Brussels experienced a particularly cold winter. But the overall climate program at T&E was a heated one from the first day. The new year started with the launch of the #EverybodyCounts campaign. In just a few weeks, together with more than 45,000 people, we managed to send a loud and clear signal to the Commission: national climate targets should not be repealed. European countries need to feel the heat, and having national climate targets for the largest emitters, including road transport, is the way to ensure that mitigation measures are supported both in Brussels and their capitals.

Many voices in Brussels and beyond touted a new carbon price for road transport and buildings (ETS2) as THE way to decarbonise transport. Markets will deliver, they said. The prevailing thought was that, if markets deliver, CO2 standards and national targets become superfluous.  T&E’s priority was to ensure that those risks didn’t materialise under any circumstance, which explains our cautious approach throughout 2020 and early 2021.

However, as often happens in politics, circumstances change. By the time the spring started, it became apparent that national targets would be kept in place and the phase-out of combustion engine cars was within reach. Thanks to the pressure exerted by T&E and many others, by talking to policy-makers and putting facts on the table, T&E’s ideas, once deemed far-fetched, were blooming. The summer and July 14th (the day of the EU’s giant climate package) finally came, although the weather continued to be substandard for my Spanish heart. The Commission put forward its landmark Fit for 55 package. It wasn’t perfect, but it included many positives. Among them, a revolutionary phase-out of ICEs and increased ambition for national climate targets. The package also included the new carbon price. 

At T&E we welcomed it. Was it a sudden summer romance following our initial caution? Not at all. T&E and the rest of the environmental movement have, for decades, supported the ‘polluter pays’ principle. If we had achieved the combustion engine phase-out and the strengthening of national climate targets, how could we oppose making fossil fuels more expensive?

The new carbon price for road transport and buildings came together with a new Social Climate Fund (SCF). That means that part of the revenues generated by this new scheme will be used to help the most vulnerable in the energy transition. 

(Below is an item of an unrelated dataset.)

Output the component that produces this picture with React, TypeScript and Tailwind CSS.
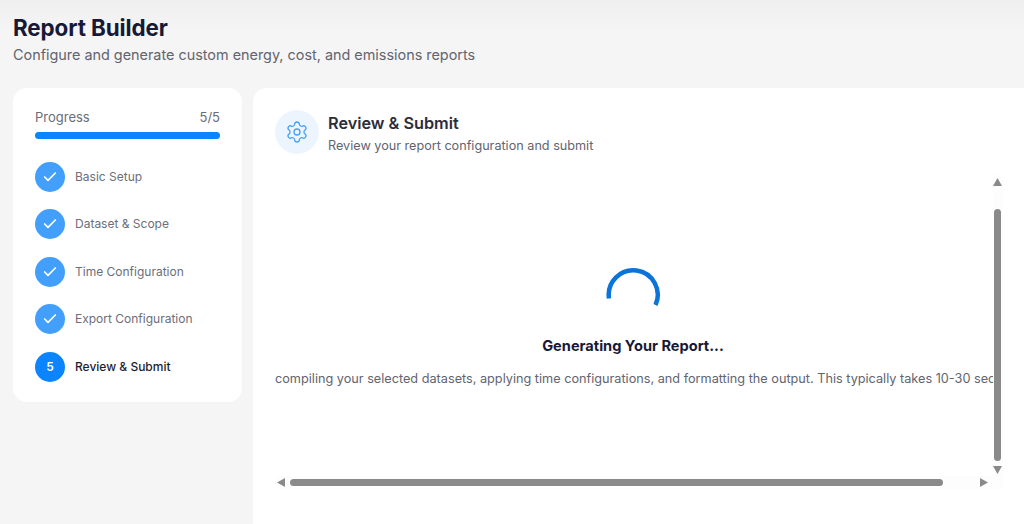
import { Check, Settings } from "lucide-react";

const steps = ["Basic Setup", "Dataset & Scope", "Time Configuration", "Export Configuration"];

function Arrow({ dir }: { dir: "up" | "down" | "left" | "right" }) {
  const points = {
    up: "4.5,0 9,8 0,8",
    down: "0,0 9,0 4.5,8",
    left: "8,0 8,9 0,4.5",
    right: "0,0 8,4.5 0,9",
  }[dir];
  const vertical = dir === "up" || dir === "down";
  return (
    <svg width={vertical ? 9 : 8} height={vertical ? 8 : 9} className="block shrink-0">
      <polygon points={points} fill="#8a8a8a" />
    </svg>
  );
}

export default function App() {
  return (
    <div className="h-[524px] w-[1024px] overflow-hidden bg-gradient-to-b from-[#efefef] to-[#f5f5f5] to-[6%] font-['Inter','Noto_Sans',sans-serif]">
      <div className="pl-[13px] pt-[14px]">
        <h1 className="text-[22.4px] font-bold leading-[28px] tracking-[-0.1px] text-[#171a36]">Report Builder</h1>
        <p className="mt-[1px] text-[14.4px] leading-[24px] text-[#62646f]">
          Configure and generate custom energy, cost, and emissions reports
        </p>
      </div>

      <div className="mt-[21px] flex gap-[11px] pl-[13px]">
        <aside className="h-[314px] w-[229px] shrink-0 rounded-[14px] bg-white px-[22px] pt-[20px]">
          <div className="flex items-center justify-between text-[13px] leading-[18px] text-[#6a6c76]">
            <span>Progress</span>
            <span>5/5</span>
          </div>
          <div className="mt-[6px] h-[7px] rounded-full bg-[#0a84ff]" />
          <div className="mt-[23px] flex flex-col gap-[18px]">
            {steps.map((step) => (
              <div key={step} className="flex h-[29.5px] items-center gap-[10px]">
                <span className="flex h-[30px] w-[30px] shrink-0 items-center justify-center rounded-full bg-[#429ffc]">
                  <Check size={16} strokeWidth={2.5} className="text-white" />
                </span>
                <span className="text-[12px] text-[#6c6e7a]">{step}</span>
              </div>
            ))}
            <div className="flex h-[29.5px] items-center gap-[10px]">
              <span className="flex h-[30px] w-[30px] shrink-0 items-center justify-center rounded-full bg-[#0a84ff] text-[12px] font-semibold text-white">
                5
              </span>
              <span className="text-[12px] font-medium text-[#1c1e33]">Review & Submit</span>
            </div>
          </div>
        </aside>

        <main className="h-[450px] flex-1 rounded-tl-[14px] bg-white pl-[22px] pt-[22px]">
          <div className="flex items-start gap-[9px]">
            <span className="flex h-[44px] w-[44px] items-center justify-center rounded-full bg-[#ecf5fe]">
              <Settings size={24} strokeWidth={1.3} className="text-[#4aa0f5]" />
            </span>
            <div className="mt-[2px]">
              <h2 className="text-[16.25px] font-semibold leading-[22px] text-[#2b2d3a]">Review & Submit</h2>
              <p className="mt-[2px] text-[12.65px] leading-[20px] text-[#62646f]">Review your report configuration and submit</p>
            </div>
          </div>

          <div className="mt-[19px] grid w-[728px] grid-cols-[718px_10px] grid-rows-[301px_13px]">
            <div className="flex min-w-0 flex-col items-center overflow-hidden pr-[2px] pt-[92px]">
              <svg width="56" height="56" viewBox="0 0 56 56" className="block">
                <path d="M4 31.5 A24.5 24.5 0 1 1 50.5 38" fill="none" stroke="#0a74d8" strokeWidth="4.5" />
              </svg>
              <h3 className="mt-[13px] text-[14.6px] font-bold leading-[20px] text-[#171a36]">Generating Your Report...</h3>
              <p className="mt-[14px] self-start whitespace-nowrap text-[12.7px] leading-[18px] text-[#62646f]">
                compiling your selected datasets, applying time configurations, and formatting the output. This typically takes 10-30 seconds.
              </p>
            </div>
            <div className="flex flex-col items-center bg-[#fdfdfd] pr-[1px] pt-[3px]">
              <Arrow dir="up" />
              <div className="mt-[23px] h-[252px] w-[7px] shrink-0 rounded-full bg-[#8a8a8a]" />
              <div className="mt-[5px]">
                <Arrow dir="down" />
              </div>
            </div>
            <div className="flex items-center bg-[#fdfdfd] pl-[2px] pr-[5px]">
              <Arrow dir="left" />
              <div className="ml-[5px] h-[7px] w-[653px] rounded-full bg-[#8a8a8a]" />
              <div className="ml-auto">
                <Arrow dir="right" />
              </div>
            </div>
            <div className="bg-[#fdfdfd]" />
          </div>
        </main>
      </div>
    </div>
  );
}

As days got shorter in the autumn, T&E engaged in long conversations with our members and partners, to develop a set of criteria that would guarantee that the carbon price and the social fund are socially fair and environmentally sound.  Without bringing ordinary people along, the green transition will be almost impossible. Policymakers need to ensure that no one is left behind. At T&E’s climate team, led by the capable hands of Sofie Defour, we will hold them accountable.

Seasons pass, but the climate cannot wait. In what’s called the decisive decade for climate change, we can not leave any of our tools in the toolbox. When looking back, we need to remember what was achieved this year. Combustion engines cars have an expiration date in Europe, the fossil fuels they use will become more expensive over time, and national governments will have to take additional measures to tackle the transport climate problem. This was a much-needed triple strike against combustion cars.